### Required task
Everything from the first line down to the line containing "h-[1387px] flex flex-col" is to be retyped exactly, both ends included, with pictures left out.

═══ Material provided ═══

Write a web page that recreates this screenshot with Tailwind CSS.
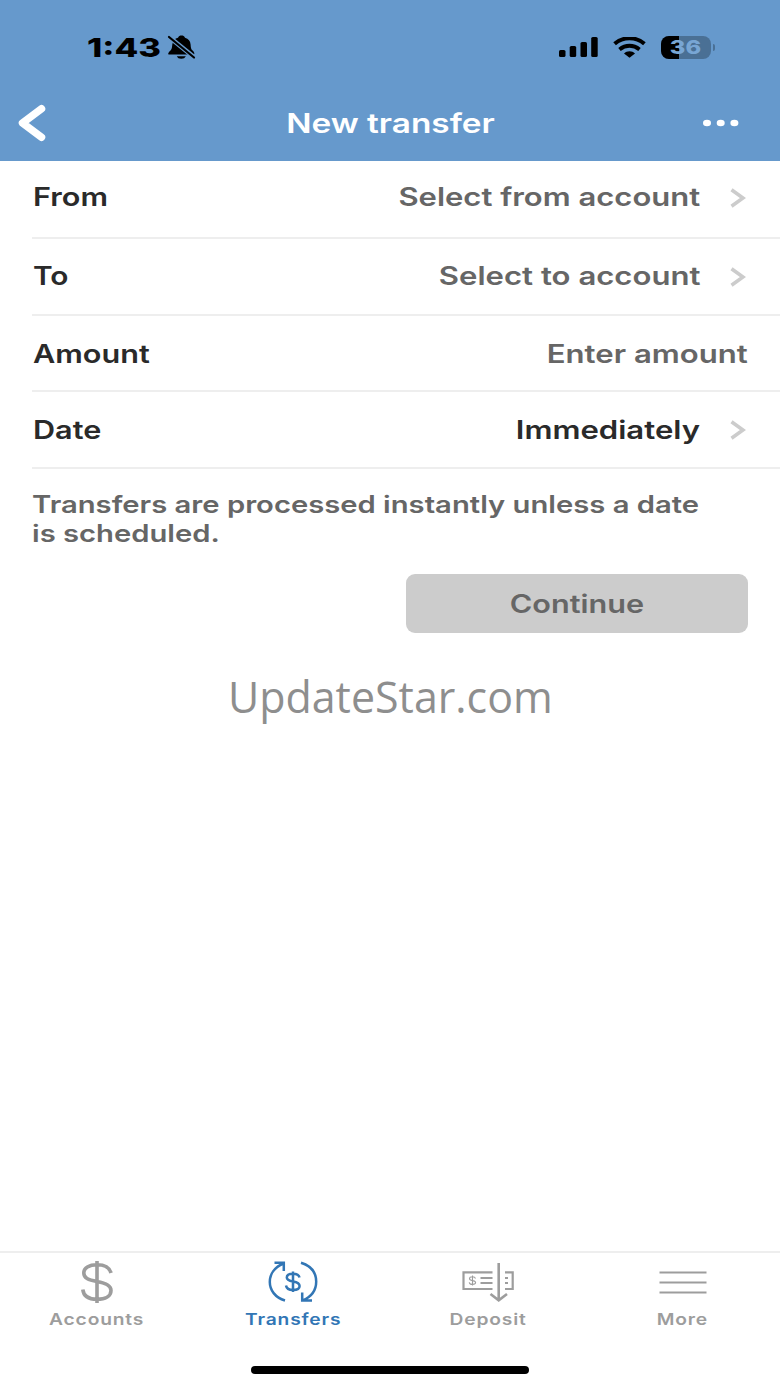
<!DOCTYPE html>
<html lang="en">
<head>
  <meta charset="UTF-8">
  <meta name="viewport" content="width=device-width, initial-scale=1.0">
  <title>New transfer</title>
  <script src="https://cdn.jsdelivr.net/npm/@tailwindcss/browser@4"></script>
</head>
<body class="bg-white">
<div class="w-[780px] h-[1387px] flex flex-col overflow-hidden bg-white font-['Inter',sans-serif] font-semibold">

  <!-- Header -->
  <header class="h-[161px] shrink-0 bg-[#6699cc] flex flex-col">
    <div class="h-[94px] pl-[87px] pr-[65px] flex items-center justify-between text-black">
      <div class="flex items-center pt-[2px]">
        <span class="w-[80px] text-[26px] leading-8 font-extrabold whitespace-nowrap"><span class="inline-block origin-left scale-x-[1.33]">1:43</span></span>
        <svg class="w-[29px] h-[26px]" viewBox="0 0 29 26" fill="currentColor">
          <path d="M1.500 19.500C0.500 18.500 2 17 3.500 15.500C5 14 5 12 5.300 9.500C5.800 5.500 8 3.300 11 2.700C11.500 1 13 0.500 14.500 0.500C16 0.500 17.500 1 18 2.700C21.500 3.500 23.300 6 23.600 9.500C23.900 13 24 14 25.600 15.500C27 17 28 18.500 27 19.500Z"/>
          <path d="M9.800 21.300H18.800C18 23 16.500 23.800 14.300 23.800C12 23.800 10.500 23 9.800 21.300Z"/>
          <path d="M1.500 1.500L28 23" stroke="#6699cc" stroke-width="4.600"/>
          <path d="M2 2L27 22.500" stroke="currentColor" stroke-width="2.200" stroke-linecap="round"/>
        </svg>
      </div>
      <div class="flex items-center">
        <svg class="w-[39px] h-[20px] mr-[15px]" viewBox="0 0 39 20" fill="currentColor">
          <rect x="0" y="13" width="6.500" height="7" rx="1.600"/>
          <rect x="10.700" y="9" width="6.500" height="11" rx="1.600"/>
          <rect x="21.500" y="5" width="6.500" height="15" rx="1.600"/>
          <rect x="32.200" y="0" width="6.500" height="20" rx="1.600"/>
        </svg>
        <svg class="w-[33px] h-[21px] mr-[15px]" viewBox="0 0 33 21">
          <path d="M1.600 6.800C10 -0.600 23 -0.600 31.400 6.800" fill="none" stroke="currentColor" stroke-width="4"/>
          <path d="M6.500 12.500C12.500 7.500 20.500 7.500 26.500 12.500" fill="none" stroke="currentColor" stroke-width="3.800"/>
          <path d="M11 16.500C14 13.500 19 13.500 22 16.500L16.500 20.800Z" fill="currentColor"/>
        </svg>
        <div class="relative w-[50px] h-[23px] rounded-[8px] overflow-hidden bg-[#4a7095]">
          <div class="absolute inset-y-0 left-0 w-[18px] bg-black"></div>
          <div class="absolute inset-0 pt-px flex items-center justify-center text-[#78a6d4] text-[19px] leading-none font-extrabold"><span class="scale-x-[1.25]">36</span></div>
        </div>
        <div class="w-[2.500px] h-[7px] ml-[2px] rounded-r-full bg-[#4a7095]"></div>
      </div>
    </div>
    <div class="h-[57px] pl-[18px] pr-[41px] flex items-center justify-between text-white">
      <svg class="w-7 h-[38px]" viewBox="0 0 28 38" fill="none" stroke="currentColor" stroke-width="7.500" stroke-linecap="round" stroke-linejoin="round">
        <path d="M23.500 4.800L4.500 19L23.500 33.200"/>
      </svg>
      <h1 class="text-[27px] leading-8 whitespace-nowrap ml-8 pt-[2px]"><span class="inline-block scale-x-[1.235]">New transfer</span></h1>
      <svg class="w-9 h-2" viewBox="0 0 36 8" fill="currentColor">
        <ellipse cx="4" cy="4" rx="4" ry="3.200"/>
        <ellipse cx="17.700" cy="4" rx="4" ry="3.200"/>
        <ellipse cx="31.400" cy="4" rx="4" ry="3.200"/>
      </svg>
    </div>
  </header>

  <!-- Transfer form -->
  <main class="flex-1 text-[25.500px] leading-8 text-[#666]">
    <div class="ml-8 h-[78px] pl-px pr-[34px] pb-[5px] flex items-center justify-between border-b-2 border-[#eee]">
      <span class="origin-left scale-x-[1.2] text-[#2a2a2a]">From</span>
      <div class="flex items-center">
        <span class="origin-right scale-x-[1.216]">Select from account</span>
        <svg class="w-4 h-5 ml-[30px] mt-[3px]" viewBox="0 0 16 20" fill="none" stroke="#ccc" stroke-width="3.600"><path d="M1.500 1.800L13 10L1.500 18.200"/></svg>
      </div>
    </div>
    <div class="ml-8 h-[77px] pl-px pr-[34px] pb-[1px] flex items-center justify-between border-b-2 border-[#eee]">
      <span class="origin-left scale-x-[1.17] text-[#2a2a2a]">To</span>
      <div class="flex items-center">
        <span class="origin-right scale-x-[1.22]">Select to account</span>
        <svg class="w-4 h-5 ml-[30px] mt-[2px]" viewBox="0 0 16 20" fill="none" stroke="#ccc" stroke-width="3.600"><path d="M1.500 1.800L13 10L1.500 18.200"/></svg>
      </div>
    </div>
    <div class="ml-8 h-[76px] pl-px pt-[2px] pr-8 flex items-center justify-between border-b-2 border-[#eee]">
      <span class="origin-left scale-x-[1.2] text-[#2a2a2a]">Amount</span>
      <span class="origin-right scale-x-[1.22]">Enter amount</span>
    </div>
    <div class="ml-8 h-[77px] pl-px pr-[34px] flex items-center justify-between border-b-2 border-[#eee]">
      <span class="origin-left scale-x-[1.2] text-[#2a2a2a]">Date</span>
      <div class="flex items-center">
        <span class="origin-right scale-x-[1.22] text-[#2a2a2a]">Immediately</span>
        <svg class="w-4 h-5 ml-[30px]" viewBox="0 0 16 20" fill="none" stroke="#ccc" stroke-width="3.600"><path d="M1.500 1.800L13 10L1.500 18.200"/></svg>
      </div>
    </div>
    <p class="ml-8 mt-[21px] text-[24px] leading-[29px] whitespace-nowrap origin-left scale-x-[1.217]">Transfers are processed instantly unless a date<br>is scheduled.</p>
    <div class="mt-[26px] pr-8 flex justify-end">
      <button class="w-[342px] h-[59px] rounded-[9px] bg-[#ccc] flex items-center justify-center"><span class="scale-x-[1.2]">Continue</span></button>
    </div>
    <p class="mt-[33px] text-center font-['Open_Sans',sans-serif] font-normal text-[44.500px] leading-[60px] text-[#8e8e8e]"><span class="inline-block scale-x-[0.965]">UpdateStar.com</span></p>
  </main>

  <!-- Tab bar -->
  <nav class="h-[136px] shrink-0 border-t-2 border-[#eee] flex flex-col text-[16px] leading-5 tracking-[0.700px] text-[#9d9d9d]">
    <div class="h-[86px] grid grid-cols-4 pt-2">
      <a class="flex flex-col items-center pr-px">
        <svg class="w-[34px] h-[42px]" viewBox="0 0 34 42" fill="none" stroke="currentColor" stroke-width="3.600">
          <path d="M17 0V42M31 12C29.500 6.500 24.500 3.800 17 3.800C9 3.800 3.800 7 3.800 12C3.800 17 8 19 17 20.500C26 22 31 24.500 31 29.500C31 35 25.500 38.300 17 38.300C8.500 38.300 3.500 35 2.800 28.500"/>
        </svg>
        <span class="mt-[6px] scale-x-[1.2]">Accounts</span>
      </a>
      <a class="flex flex-col items-center text-[#3276b5]">
        <svg class="w-[50px] h-[42px]" viewBox="0 0 50 42" fill="none" stroke="currentColor" stroke-width="2.500">
          <path d="M17 39.500C7 36.500 1.800 29 1.800 21C1.800 13 7 6 15.500 2.500M6.500 1.800H15.800V10"/>
          <path d="M33 1.800C43 5 48.200 12 48.200 20.500C48.200 29 43 36 34.500 39.500M44 39.500H34.200V31.500"/>
          <path d="M25 10.500V31M31.500 16.500C31 14 28.500 12.800 25 12.800C21.500 12.800 18.800 14 18.800 16.500C18.800 19 21 19.800 25 20.500C29 21.200 31.600 22.500 31.600 25C31.600 27.700 28.800 29 25 29C21 29 18.500 27.500 18 24.500"/>
        </svg>
        <span class="mt-[6px] ml-px scale-x-[1.2]">Transfers</span>
      </a>
      <a class="flex flex-col items-center">
        <svg class="w-[52px] h-[42px]" viewBox="0 0 52 42" fill="none" stroke="currentColor" stroke-width="2.200">
          <path d="M30.500 11.300H1.500V28H30.500M43 11.300H50.700V28H43"/>
          <path d="M18.500 17H30.500M18.500 22H30.500M43 17H46M43 22H46"/>
          <path d="M10.500 14.500V24.500M13.500 17.500C13 16.200 12 15.800 10.500 15.800C8.500 15.800 7.500 16.500 7.500 17.700C7.500 19 8.800 19.300 10.500 19.600C12.500 19.900 13.600 20.400 13.600 21.600C13.600 22.800 12.300 23.400 10.500 23.400C8.600 23.400 7.500 22.700 7.200 21.300" stroke-width="1.100"/>
          <path d="M36.700 2V39M28.500 33L36.700 39.300L45 33" stroke-width="2.600"/>
        </svg>
        <span class="mt-[6px] ml-px scale-x-[1.2]">Deposit</span>
      </a>
      <a class="flex flex-col items-center">
        <svg class="w-[48px] h-[42px]" viewBox="0 0 48 42" fill="none" stroke="currentColor" stroke-width="2.200">
          <path d="M0.500 11.500H47.500M0.500 21.500H47.500M0.500 31.500H47.500"/>
        </svg>
        <span class="mt-[6px] scale-x-[1.2]">More</span>
      </a>
    </div>
    <div class="w-[278px] h-2 mx-auto mt-[27px] rounded-full bg-black"></div>
  </nav>
</div>
</body>
</html>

═══

### Result
Write a web page that recreates this screenshot with Tailwind CSS.
<!DOCTYPE html>
<html lang="en">
<head>
  <meta charset="UTF-8">
  <meta name="viewport" content="width=device-width, initial-scale=1.0">
  <title>New transfer</title>
  <script src="https://cdn.jsdelivr.net/npm/@tailwindcss/browser@4"></script>
</head>
<body class="bg-white">
<div class="w-[780px] h-[1387px] flex flex-col overflow-hidden bg-white font-['Inter',sans-serif] font-semibold">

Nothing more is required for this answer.